### [DO THIS]
Extract everything from the first line through the line with "const [active, setActive]", both ends included, except for any pictures.

begin RECORDED INFORMATION

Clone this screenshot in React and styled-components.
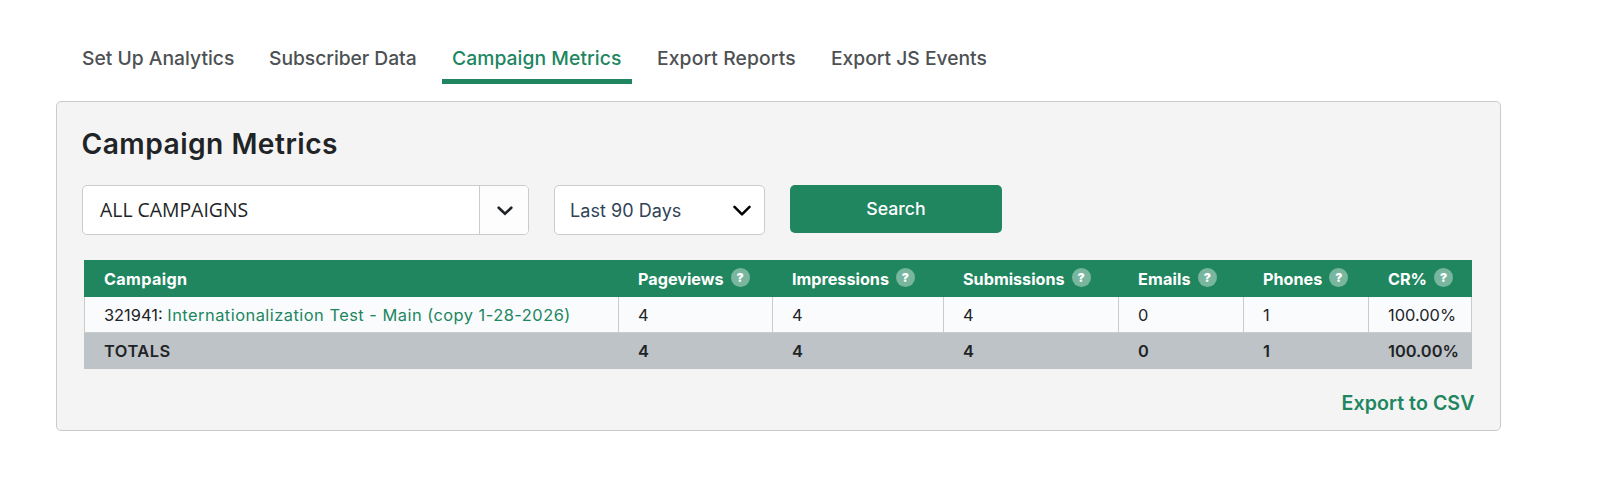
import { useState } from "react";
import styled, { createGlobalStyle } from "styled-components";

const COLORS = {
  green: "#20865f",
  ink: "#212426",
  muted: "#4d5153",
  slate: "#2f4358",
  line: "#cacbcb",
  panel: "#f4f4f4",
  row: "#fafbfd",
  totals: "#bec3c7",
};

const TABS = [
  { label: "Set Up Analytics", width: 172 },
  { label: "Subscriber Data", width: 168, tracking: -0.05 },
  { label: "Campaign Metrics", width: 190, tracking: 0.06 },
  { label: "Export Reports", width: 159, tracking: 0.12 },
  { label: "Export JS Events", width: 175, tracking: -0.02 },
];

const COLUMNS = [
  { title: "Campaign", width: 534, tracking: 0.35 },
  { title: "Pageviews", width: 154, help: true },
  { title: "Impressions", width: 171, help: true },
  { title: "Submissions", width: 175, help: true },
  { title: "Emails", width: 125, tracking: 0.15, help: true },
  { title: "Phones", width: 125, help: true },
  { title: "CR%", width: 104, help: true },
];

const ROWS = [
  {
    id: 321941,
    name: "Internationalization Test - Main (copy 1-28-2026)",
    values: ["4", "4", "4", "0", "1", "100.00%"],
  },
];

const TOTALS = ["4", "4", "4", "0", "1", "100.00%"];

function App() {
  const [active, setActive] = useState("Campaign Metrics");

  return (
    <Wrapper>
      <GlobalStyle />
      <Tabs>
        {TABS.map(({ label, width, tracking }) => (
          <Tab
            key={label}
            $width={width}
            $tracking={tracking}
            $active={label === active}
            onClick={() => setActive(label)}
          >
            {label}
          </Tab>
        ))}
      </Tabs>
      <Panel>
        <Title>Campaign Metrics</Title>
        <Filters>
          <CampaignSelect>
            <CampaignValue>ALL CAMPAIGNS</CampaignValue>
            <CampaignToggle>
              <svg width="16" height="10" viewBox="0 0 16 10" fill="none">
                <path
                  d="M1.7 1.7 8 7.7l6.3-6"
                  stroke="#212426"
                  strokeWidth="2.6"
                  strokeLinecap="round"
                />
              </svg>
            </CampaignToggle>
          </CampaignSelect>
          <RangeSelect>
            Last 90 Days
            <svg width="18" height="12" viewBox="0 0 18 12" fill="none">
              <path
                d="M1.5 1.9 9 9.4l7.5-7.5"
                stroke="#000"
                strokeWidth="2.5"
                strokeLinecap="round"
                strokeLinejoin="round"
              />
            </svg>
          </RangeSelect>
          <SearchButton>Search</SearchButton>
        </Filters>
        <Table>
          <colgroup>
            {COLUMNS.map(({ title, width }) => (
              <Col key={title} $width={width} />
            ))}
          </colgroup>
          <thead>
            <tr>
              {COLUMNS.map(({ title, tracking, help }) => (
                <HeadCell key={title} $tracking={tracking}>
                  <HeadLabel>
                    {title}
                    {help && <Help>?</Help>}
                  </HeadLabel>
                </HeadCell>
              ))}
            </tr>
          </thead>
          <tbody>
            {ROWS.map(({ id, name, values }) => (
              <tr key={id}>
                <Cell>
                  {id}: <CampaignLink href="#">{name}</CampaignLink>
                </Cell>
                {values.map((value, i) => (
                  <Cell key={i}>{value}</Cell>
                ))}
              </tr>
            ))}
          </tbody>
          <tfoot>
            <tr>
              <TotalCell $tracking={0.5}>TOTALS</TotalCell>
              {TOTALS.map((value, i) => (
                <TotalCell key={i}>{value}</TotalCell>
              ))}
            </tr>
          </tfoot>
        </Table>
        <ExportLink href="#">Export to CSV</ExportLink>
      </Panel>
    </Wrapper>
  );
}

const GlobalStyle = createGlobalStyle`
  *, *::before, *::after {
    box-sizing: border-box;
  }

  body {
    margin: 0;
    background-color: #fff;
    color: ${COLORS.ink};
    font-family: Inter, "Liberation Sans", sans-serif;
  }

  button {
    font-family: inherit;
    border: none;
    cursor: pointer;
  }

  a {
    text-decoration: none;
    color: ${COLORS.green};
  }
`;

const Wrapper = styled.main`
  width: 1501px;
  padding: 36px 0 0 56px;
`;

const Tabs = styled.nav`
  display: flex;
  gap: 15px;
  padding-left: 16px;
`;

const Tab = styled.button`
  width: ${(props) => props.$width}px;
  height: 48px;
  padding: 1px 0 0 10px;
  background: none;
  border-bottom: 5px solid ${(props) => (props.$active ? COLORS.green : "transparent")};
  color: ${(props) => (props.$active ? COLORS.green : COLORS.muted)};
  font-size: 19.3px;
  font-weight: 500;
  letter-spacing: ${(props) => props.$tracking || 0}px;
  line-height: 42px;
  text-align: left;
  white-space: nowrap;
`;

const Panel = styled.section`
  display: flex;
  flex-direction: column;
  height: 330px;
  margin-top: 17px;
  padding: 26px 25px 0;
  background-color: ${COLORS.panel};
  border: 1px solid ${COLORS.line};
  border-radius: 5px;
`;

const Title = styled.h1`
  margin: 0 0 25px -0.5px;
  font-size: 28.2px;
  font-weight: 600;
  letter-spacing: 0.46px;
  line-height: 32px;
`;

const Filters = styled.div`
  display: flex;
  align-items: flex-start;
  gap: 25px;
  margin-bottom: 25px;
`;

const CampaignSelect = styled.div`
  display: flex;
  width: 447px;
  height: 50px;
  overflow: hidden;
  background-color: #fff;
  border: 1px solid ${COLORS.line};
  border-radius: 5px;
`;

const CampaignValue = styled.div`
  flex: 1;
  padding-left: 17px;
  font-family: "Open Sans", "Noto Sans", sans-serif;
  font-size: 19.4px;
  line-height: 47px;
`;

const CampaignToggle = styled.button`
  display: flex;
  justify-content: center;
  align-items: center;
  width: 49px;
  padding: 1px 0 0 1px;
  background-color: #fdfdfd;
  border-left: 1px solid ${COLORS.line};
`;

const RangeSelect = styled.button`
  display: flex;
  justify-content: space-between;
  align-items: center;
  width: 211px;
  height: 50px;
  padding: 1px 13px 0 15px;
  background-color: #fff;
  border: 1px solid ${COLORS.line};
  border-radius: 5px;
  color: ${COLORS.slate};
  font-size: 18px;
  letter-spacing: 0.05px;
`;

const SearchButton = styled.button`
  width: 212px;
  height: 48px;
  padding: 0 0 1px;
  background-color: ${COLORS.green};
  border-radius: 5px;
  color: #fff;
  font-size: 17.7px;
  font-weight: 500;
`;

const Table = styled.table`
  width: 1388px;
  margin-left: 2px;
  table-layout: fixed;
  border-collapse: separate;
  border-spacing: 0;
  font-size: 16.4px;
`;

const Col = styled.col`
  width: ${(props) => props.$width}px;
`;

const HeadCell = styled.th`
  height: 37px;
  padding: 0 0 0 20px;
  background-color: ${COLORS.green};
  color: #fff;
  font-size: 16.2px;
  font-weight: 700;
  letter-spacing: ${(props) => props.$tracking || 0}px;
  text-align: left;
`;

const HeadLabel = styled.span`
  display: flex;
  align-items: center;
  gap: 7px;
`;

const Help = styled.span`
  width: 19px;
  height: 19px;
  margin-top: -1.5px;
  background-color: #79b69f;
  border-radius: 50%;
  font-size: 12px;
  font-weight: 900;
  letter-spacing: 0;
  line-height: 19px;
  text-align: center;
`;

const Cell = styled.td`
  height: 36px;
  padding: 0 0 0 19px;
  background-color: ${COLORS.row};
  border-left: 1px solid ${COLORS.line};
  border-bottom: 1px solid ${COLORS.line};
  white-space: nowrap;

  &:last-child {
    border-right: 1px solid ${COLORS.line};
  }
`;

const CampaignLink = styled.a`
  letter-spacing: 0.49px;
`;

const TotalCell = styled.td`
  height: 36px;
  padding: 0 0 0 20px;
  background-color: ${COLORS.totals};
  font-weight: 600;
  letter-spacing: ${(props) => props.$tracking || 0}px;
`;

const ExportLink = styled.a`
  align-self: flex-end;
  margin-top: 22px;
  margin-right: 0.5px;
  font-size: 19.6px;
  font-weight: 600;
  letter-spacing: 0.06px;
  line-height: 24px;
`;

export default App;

end RECORDED INFORMATION

### [FULL OUTPUT]
Clone this screenshot in React and styled-components.
import { useState } from "react";
import styled, { createGlobalStyle } from "styled-components";

const COLORS = {
  green: "#20865f",
  ink: "#212426",
  muted: "#4d5153",
  slate: "#2f4358",
  line: "#cacbcb",
  panel: "#f4f4f4",
  row: "#fafbfd",
  totals: "#bec3c7",
};

const TABS = [
  { label: "Set Up Analytics", width: 172 },
  { label: "Subscriber Data", width: 168, tracking: -0.05 },
  { label: "Campaign Metrics", width: 190, tracking: 0.06 },
  { label: "Export Reports", width: 159, tracking: 0.12 },
  { label: "Export JS Events", width: 175, tracking: -0.02 },
];

const COLUMNS = [
  { title: "Campaign", width: 534, tracking: 0.35 },
  { title: "Pageviews", width: 154, help: true },
  { title: "Impressions", width: 171, help: true },
  { title: "Submissions", width: 175, help: true },
  { title: "Emails", width: 125, tracking: 0.15, help: true },
  { title: "Phones", width: 125, help: true },
  { title: "CR%", width: 104, help: true },
];

const ROWS = [
  {
    id: 321941,
    name: "Internationalization Test - Main (copy 1-28-2026)",
    values: ["4", "4", "4", "0", "1", "100.00%"],
  },
];

const TOTALS = ["4", "4", "4", "0", "1", "100.00%"];

function App() {
  const [active, setActive] = useState("Campaign Metrics");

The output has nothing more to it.